_WHAT THE TASK REQUIRES_
In your copy, leave out the pictures; write out all the data exactly.

_STORED DATA_
· · · · · · ·

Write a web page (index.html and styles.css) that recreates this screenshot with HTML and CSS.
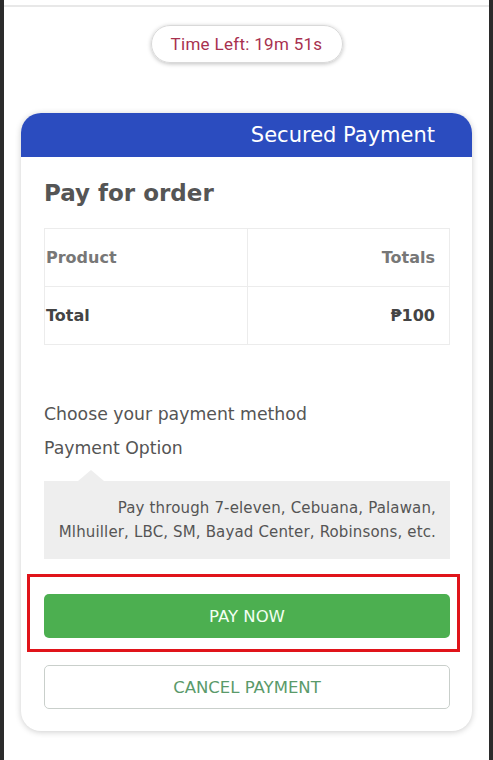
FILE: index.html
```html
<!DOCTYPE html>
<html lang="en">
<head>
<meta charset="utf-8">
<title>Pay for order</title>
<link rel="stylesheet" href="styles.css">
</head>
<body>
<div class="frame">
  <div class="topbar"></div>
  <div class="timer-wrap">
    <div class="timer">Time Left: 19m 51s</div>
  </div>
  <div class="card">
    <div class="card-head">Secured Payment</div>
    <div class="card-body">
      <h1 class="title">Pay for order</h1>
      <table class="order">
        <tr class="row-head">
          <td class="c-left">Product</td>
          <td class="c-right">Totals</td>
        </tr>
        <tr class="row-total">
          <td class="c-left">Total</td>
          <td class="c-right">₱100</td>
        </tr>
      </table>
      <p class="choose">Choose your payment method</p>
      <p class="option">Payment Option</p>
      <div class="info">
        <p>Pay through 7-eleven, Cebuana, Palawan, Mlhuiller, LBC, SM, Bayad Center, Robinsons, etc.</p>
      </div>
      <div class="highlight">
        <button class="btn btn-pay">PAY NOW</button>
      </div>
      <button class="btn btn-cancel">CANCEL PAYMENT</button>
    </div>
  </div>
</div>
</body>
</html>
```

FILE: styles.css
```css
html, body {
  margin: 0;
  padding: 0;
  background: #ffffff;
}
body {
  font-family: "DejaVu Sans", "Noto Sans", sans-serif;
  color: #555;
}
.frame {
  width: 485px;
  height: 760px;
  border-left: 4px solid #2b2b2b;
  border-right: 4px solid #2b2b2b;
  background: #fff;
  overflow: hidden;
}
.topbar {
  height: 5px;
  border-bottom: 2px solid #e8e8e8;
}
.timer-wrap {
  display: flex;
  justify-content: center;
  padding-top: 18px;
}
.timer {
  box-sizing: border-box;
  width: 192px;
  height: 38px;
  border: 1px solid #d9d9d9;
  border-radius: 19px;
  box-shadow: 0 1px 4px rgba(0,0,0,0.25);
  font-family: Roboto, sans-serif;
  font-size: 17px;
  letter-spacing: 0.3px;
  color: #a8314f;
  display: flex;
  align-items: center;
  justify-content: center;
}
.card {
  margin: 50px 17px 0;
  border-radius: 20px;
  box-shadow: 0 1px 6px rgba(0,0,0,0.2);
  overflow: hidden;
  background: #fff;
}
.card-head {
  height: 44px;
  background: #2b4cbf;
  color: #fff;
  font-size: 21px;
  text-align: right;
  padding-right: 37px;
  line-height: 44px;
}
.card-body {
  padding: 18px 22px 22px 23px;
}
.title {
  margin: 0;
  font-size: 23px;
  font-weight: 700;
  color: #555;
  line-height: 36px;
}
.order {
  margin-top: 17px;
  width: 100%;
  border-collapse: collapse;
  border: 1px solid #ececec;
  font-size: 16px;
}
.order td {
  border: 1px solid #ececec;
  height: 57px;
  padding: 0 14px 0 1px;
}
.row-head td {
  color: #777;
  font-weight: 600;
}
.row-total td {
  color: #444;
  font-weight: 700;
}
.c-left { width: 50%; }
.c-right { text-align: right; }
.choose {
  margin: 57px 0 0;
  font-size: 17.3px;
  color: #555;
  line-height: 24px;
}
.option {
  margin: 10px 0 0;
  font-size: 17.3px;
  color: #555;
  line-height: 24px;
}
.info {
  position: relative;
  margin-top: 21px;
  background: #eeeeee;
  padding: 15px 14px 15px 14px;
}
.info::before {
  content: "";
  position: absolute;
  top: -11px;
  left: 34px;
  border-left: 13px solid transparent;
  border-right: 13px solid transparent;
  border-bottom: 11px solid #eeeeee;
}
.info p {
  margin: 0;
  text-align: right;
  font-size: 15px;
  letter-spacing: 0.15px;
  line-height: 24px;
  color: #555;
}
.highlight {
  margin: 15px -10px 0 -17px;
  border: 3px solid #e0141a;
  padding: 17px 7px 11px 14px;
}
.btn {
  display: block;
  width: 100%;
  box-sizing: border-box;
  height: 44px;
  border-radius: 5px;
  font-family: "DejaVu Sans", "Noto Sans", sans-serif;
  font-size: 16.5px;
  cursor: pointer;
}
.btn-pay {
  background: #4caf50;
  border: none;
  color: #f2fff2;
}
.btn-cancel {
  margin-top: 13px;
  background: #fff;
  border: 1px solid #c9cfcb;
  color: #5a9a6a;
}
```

· · · · · · ·

_FINAL ANSWER_
Write a web page (index.html and styles.css) that recreates this screenshot with HTML and CSS.
FILE: index.html
```html
<!DOCTYPE html>
<html lang="en">
<head>
<meta charset="utf-8">
<title>Pay for order</title>
<link rel="stylesheet" href="styles.css">
</head>
<body>
<div class="frame">
  <div class="topbar"></div>
  <div class="timer-wrap">
    <div class="timer">Time Left: 19m 51s</div>
  </div>
  <div class="card">
    <div class="card-head">Secured Payment</div>
    <div class="card-body">
      <h1 class="title">Pay for order</h1>
      <table class="order">
        <tr class="row-head">
          <td class="c-left">Product</td>
          <td class="c-right">Totals</td>
        </tr>
        <tr class="row-total">
          <td class="c-left">Total</td>
          <td class="c-right">₱100</td>
        </tr>
      </table>
      <p class="choose">Choose your payment method</p>
      <p class="option">Payment Option</p>
      <div class="info">
        <p>Pay through 7-eleven, Cebuana, Palawan, Mlhuiller, LBC, SM, Bayad Center, Robinsons, etc.</p>
      </div>
      <div class="highlight">
        <button class="btn btn-pay">PAY NOW</button>
      </div>
      <button class="btn btn-cancel">CANCEL PAYMENT</button>
    </div>
  </div>
</div>
</body>
</html>
```

FILE: styles.css
```css
html, body {
  margin: 0;
  padding: 0;
  background: #ffffff;
}
body {
  font-family: "DejaVu Sans", "Noto Sans", sans-serif;
  color: #555;
}
.frame {
  width: 485px;
  height: 760px;
  border-left: 4px solid #2b2b2b;
  border-right: 4px solid #2b2b2b;
  background: #fff;
  overflow: hidden;
}
.topbar {
  height: 5px;
  border-bottom: 2px solid #e8e8e8;
}
.timer-wrap {
  display: flex;
  justify-content: center;
  padding-top: 18px;
}
.timer {
  box-sizing: border-box;
  width: 192px;
  height: 38px;
  border: 1px solid #d9d9d9;
  border-radius: 19px;
  box-shadow: 0 1px 4px rgba(0,0,0,0.25);
  font-family: Roboto, sans-serif;
  font-size: 17px;
  letter-spacing: 0.3px;
  color: #a8314f;
  display: flex;
  align-items: center;
  justify-content: center;
}
.card {
  margin: 50px 17px 0;
  border-radius: 20px;
  box-shadow: 0 1px 6px rgba(0,0,0,0.2);
  overflow: hidden;
  background: #fff;
}
.card-head {
  height: 44px;
  background: #2b4cbf;
  color: #fff;
  font-size: 21px;
  text-align: right;
  padding-right: 37px;
  line-height: 44px;
}
.card-body {
  padding: 18px 22px 22px 23px;
}
.title {
  margin: 0;
  font-size: 23px;
  font-weight: 700;
  color: #555;
  line-height: 36px;
}
.order {
  margin-top: 17px;
  width: 100%;
  border-collapse: collapse;
  border: 1px solid #ececec;
  font-size: 16px;
}
.order td {
  border: 1px solid #ececec;
  height: 57px;
  padding: 0 14px 0 1px;
}
.row-head td {
  color: #777;
  font-weight: 600;
}
.row-total td {
  color: #444;
  font-weight: 700;
}
.c-left { width: 50%; }
.c-right { text-align: right; }
.choose {
  margin: 57px 0 0;
  font-size: 17.3px;
  color: #555;
  line-height: 24px;
}
.option {
  margin: 10px 0 0;
  font-size: 17.3px;
  color: #555;
  line-height: 24px;
}
.info {
  position: relative;
  margin-top: 21px;
  background: #eeeeee;
  padding: 15px 14px 15px 14px;
}
.info::before {
  content: "";
  position: absolute;
  top: -11px;
  left: 34px;
  border-left: 13px solid transparent;
  border-right: 13px solid transparent;
  border-bottom: 11px solid #eeeeee;
}
.info p {
  margin: 0;
  text-align: right;
  font-size: 15px;
  letter-spacing: 0.15px;
  line-height: 24px;
  color: #555;
}
.highlight {
  margin: 15px -10px 0 -17px;
  border: 3px solid #e0141a;
  padding: 17px 7px 11px 14px;
}
.btn {
  display: block;
  width: 100%;
  box-sizing: border-box;
  height: 44px;
  border-radius: 5px;
  font-family: "DejaVu Sans", "Noto Sans", sans-serif;
  font-size: 16.5px;
  cursor: pointer;
}
.btn-pay {
  background: #4caf50;
  border: none;
  color: #f2fff2;
}
.btn-cancel {
  margin-top: 13px;
  background: #fff;
  border: 1px solid #c9cfcb;
  color: #5a9a6a;
}
```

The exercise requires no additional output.